[start Records for the task]

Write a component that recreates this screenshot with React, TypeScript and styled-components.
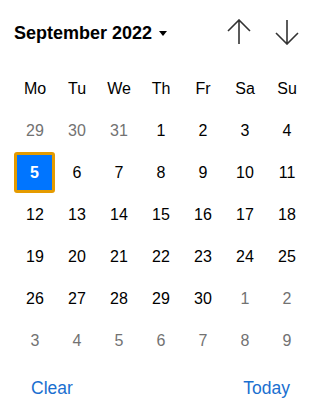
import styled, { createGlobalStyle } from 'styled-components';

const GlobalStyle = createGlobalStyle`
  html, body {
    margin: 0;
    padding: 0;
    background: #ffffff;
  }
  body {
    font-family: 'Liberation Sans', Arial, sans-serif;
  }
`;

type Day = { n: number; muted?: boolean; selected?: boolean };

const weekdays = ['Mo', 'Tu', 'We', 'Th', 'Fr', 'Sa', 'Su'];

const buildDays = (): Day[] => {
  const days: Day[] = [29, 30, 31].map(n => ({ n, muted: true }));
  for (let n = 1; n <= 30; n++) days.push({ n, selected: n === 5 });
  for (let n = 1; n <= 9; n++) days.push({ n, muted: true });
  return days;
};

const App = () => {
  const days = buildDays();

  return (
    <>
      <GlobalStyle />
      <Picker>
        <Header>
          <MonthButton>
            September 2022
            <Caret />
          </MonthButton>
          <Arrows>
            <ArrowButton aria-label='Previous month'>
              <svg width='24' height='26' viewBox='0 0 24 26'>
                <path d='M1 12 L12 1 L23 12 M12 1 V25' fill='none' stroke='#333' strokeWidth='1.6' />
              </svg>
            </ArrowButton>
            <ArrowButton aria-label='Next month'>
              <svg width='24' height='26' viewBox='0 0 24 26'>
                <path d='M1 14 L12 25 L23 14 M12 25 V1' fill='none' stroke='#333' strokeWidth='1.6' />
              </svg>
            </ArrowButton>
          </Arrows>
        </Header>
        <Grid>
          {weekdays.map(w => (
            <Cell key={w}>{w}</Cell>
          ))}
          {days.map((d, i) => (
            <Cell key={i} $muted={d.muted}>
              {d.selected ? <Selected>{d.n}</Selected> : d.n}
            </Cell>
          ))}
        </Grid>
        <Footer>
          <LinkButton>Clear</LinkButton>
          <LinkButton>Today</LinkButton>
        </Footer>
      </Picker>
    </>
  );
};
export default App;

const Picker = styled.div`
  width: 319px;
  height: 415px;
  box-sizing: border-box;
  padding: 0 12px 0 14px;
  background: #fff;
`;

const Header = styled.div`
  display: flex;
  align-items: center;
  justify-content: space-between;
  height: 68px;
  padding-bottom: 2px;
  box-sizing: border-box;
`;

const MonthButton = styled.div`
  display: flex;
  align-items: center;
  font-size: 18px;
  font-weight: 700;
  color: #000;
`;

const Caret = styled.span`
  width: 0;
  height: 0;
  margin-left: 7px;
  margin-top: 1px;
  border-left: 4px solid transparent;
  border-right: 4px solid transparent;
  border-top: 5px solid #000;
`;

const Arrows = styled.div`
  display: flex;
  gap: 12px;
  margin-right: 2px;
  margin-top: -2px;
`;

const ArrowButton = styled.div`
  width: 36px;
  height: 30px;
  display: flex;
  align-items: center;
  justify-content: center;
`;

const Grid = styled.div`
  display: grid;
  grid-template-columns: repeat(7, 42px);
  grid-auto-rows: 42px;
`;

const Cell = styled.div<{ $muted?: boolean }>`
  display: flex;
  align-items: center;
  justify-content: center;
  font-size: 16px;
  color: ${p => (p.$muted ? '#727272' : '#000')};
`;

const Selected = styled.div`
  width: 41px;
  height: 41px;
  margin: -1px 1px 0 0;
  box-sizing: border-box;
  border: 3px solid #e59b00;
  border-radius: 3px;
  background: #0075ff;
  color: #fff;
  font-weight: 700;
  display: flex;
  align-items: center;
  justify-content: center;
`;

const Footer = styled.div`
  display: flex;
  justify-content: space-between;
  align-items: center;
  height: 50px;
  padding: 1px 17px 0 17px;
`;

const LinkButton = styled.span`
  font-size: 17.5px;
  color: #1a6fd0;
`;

[end Records for the task]
[start Records for the task]

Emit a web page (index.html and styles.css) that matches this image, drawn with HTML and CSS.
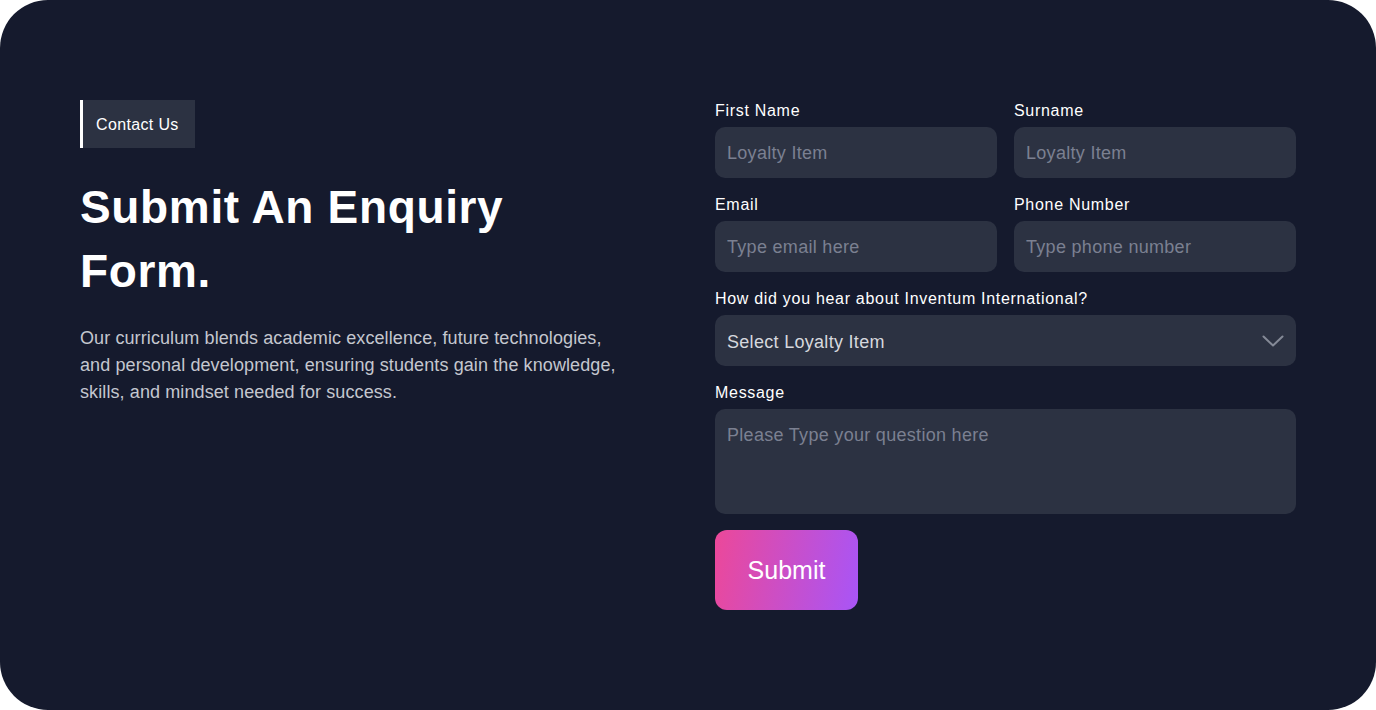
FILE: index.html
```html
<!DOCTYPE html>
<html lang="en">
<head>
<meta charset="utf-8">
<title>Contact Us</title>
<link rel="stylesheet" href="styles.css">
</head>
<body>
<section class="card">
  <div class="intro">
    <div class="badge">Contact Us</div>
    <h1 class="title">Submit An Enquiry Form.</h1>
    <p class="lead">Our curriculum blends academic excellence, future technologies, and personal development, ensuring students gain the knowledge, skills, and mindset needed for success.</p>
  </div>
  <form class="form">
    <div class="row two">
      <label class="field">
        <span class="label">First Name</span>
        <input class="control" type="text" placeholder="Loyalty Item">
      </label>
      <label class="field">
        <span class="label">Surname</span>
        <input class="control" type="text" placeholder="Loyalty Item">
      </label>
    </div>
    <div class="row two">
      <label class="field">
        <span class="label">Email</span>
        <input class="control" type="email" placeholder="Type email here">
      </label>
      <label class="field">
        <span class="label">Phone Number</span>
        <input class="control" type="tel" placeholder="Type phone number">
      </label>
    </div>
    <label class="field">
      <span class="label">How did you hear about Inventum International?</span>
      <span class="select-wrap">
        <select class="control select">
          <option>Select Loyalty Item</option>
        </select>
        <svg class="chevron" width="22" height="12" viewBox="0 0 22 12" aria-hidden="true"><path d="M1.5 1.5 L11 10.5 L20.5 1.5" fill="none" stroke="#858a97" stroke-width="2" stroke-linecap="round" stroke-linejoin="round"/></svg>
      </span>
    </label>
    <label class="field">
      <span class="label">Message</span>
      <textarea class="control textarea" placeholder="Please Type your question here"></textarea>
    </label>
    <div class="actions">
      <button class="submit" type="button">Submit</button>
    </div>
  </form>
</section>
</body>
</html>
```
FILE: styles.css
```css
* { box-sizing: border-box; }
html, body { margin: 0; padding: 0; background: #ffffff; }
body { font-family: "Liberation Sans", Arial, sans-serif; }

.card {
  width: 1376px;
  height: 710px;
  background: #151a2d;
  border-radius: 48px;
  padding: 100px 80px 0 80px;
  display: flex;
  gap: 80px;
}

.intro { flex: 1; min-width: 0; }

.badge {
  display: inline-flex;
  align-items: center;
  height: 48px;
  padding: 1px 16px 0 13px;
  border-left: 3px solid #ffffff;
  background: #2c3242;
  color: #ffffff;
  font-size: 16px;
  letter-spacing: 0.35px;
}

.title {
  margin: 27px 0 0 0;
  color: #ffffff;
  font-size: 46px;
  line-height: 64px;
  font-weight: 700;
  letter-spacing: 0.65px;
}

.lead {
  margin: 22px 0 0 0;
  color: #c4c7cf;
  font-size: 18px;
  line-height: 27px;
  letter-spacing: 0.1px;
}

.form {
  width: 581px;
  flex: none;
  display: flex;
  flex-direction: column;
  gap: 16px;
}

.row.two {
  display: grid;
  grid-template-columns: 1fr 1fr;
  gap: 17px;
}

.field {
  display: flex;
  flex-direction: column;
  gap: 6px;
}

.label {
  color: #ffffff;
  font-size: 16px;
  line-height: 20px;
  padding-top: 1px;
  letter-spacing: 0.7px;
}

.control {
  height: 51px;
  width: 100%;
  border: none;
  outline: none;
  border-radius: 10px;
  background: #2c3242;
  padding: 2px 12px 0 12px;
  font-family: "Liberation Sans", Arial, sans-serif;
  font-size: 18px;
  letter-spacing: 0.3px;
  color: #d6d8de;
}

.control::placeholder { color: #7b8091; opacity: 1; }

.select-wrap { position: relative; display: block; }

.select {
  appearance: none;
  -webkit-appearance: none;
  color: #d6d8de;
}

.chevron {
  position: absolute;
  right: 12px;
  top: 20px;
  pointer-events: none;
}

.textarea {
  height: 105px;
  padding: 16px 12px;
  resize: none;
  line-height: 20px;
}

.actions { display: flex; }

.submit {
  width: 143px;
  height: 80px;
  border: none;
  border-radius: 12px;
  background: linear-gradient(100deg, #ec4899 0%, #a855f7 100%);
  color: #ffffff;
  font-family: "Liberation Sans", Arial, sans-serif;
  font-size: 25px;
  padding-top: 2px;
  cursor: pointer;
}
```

[end Records for the task]

Short task - Reproduce exactly, and only, the lines from the one containing "Write a component" through the one containing "const days = buildDays();", including both; leave out any pictures.

Exercise output -
Write a component that recreates this screenshot with React, TypeScript and styled-components.
import styled, { createGlobalStyle } from 'styled-components';

const GlobalStyle = createGlobalStyle`
  html, body {
    margin: 0;
    padding: 0;
    background: #ffffff;
  }
  body {
    font-family: 'Liberation Sans', Arial, sans-serif;
  }
`;

type Day = { n: number; muted?: boolean; selected?: boolean };

const weekdays = ['Mo', 'Tu', 'We', 'Th', 'Fr', 'Sa', 'Su'];

const buildDays = (): Day[] => {
  const days: Day[] = [29, 30, 31].map(n => ({ n, muted: true }));
  for (let n = 1; n <= 30; n++) days.push({ n, selected: n === 5 });
  for (let n = 1; n <= 9; n++) days.push({ n, muted: true });
  return days;
};

const App = () => {
  const days = buildDays();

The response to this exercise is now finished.